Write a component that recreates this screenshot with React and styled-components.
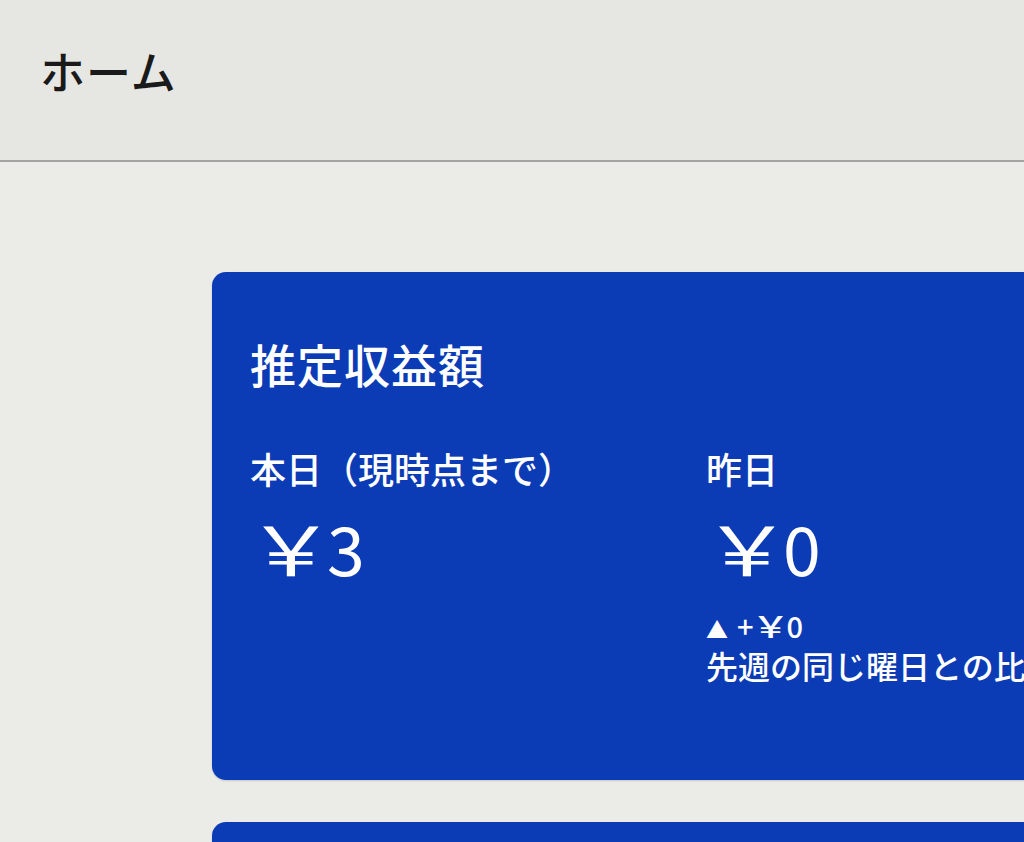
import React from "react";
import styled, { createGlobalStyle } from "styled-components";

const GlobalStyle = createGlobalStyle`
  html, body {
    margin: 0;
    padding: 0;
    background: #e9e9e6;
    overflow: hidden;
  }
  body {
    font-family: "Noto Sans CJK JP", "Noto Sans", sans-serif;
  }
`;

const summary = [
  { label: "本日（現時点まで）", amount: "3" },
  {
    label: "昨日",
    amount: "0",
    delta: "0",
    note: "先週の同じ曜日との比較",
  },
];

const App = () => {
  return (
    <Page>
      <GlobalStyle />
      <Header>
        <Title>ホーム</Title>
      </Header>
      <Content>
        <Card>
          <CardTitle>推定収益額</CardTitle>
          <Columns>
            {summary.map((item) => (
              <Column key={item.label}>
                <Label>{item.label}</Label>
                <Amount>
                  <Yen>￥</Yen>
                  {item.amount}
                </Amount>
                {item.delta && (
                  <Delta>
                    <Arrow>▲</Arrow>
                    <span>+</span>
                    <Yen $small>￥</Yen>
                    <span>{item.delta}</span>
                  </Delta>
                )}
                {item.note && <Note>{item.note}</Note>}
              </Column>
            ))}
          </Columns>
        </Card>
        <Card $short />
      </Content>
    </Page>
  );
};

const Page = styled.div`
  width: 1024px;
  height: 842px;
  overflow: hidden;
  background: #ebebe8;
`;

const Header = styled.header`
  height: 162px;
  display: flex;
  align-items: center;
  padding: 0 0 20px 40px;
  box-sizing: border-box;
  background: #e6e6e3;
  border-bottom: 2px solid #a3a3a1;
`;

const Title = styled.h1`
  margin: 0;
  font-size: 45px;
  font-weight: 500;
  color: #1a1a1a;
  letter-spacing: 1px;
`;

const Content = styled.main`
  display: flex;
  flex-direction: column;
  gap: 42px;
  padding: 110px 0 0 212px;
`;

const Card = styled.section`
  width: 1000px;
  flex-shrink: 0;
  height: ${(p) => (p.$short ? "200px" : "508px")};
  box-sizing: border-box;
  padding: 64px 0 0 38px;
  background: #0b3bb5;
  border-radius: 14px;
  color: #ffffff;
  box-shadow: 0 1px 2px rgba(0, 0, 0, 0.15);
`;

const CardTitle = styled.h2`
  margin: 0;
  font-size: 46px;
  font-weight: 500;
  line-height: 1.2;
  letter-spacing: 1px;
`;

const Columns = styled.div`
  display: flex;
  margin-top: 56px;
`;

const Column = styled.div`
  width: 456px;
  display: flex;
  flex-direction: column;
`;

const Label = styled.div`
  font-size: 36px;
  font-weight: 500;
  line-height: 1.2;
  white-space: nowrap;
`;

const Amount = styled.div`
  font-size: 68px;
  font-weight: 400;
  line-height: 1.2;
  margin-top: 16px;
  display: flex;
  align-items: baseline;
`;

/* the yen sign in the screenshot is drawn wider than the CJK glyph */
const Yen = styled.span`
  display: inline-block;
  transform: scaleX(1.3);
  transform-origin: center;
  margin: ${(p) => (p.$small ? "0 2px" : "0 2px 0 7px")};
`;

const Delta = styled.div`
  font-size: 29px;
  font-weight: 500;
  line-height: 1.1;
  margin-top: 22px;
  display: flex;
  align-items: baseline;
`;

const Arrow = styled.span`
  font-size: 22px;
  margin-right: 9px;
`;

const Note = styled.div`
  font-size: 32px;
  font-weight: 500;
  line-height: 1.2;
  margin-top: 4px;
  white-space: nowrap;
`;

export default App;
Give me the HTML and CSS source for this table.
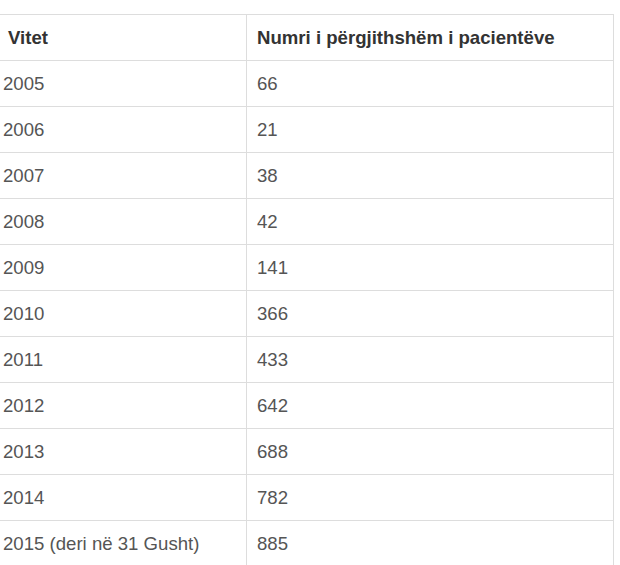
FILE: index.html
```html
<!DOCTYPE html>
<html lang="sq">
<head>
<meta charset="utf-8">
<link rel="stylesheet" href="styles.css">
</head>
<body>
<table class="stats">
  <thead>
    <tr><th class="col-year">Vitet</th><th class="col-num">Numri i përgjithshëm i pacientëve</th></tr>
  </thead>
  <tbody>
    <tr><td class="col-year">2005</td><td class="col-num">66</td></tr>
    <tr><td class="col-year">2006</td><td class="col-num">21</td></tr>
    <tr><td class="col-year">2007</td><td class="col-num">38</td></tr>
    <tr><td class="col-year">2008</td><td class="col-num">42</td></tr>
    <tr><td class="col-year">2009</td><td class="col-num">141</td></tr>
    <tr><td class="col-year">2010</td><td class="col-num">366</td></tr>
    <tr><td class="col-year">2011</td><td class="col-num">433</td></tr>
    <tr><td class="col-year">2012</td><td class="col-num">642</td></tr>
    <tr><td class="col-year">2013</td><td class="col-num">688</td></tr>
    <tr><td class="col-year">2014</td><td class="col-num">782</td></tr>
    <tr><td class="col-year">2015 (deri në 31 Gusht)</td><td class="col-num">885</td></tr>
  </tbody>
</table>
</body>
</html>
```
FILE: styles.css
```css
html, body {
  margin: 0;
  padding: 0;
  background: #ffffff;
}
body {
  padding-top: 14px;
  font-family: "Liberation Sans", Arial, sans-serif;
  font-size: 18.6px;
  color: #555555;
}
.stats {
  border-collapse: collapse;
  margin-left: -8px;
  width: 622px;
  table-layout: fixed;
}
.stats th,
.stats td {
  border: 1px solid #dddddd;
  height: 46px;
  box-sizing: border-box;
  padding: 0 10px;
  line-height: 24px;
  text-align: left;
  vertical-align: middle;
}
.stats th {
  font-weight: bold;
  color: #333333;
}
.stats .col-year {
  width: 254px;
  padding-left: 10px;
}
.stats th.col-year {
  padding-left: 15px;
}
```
────────────────────
**Exercise task:** Filter the data, keeping only the lines that contain "this".

**Task output:**
Write a component that recreates this screenshot with React and styled-components.
Give me the HTML and CSS source for this table.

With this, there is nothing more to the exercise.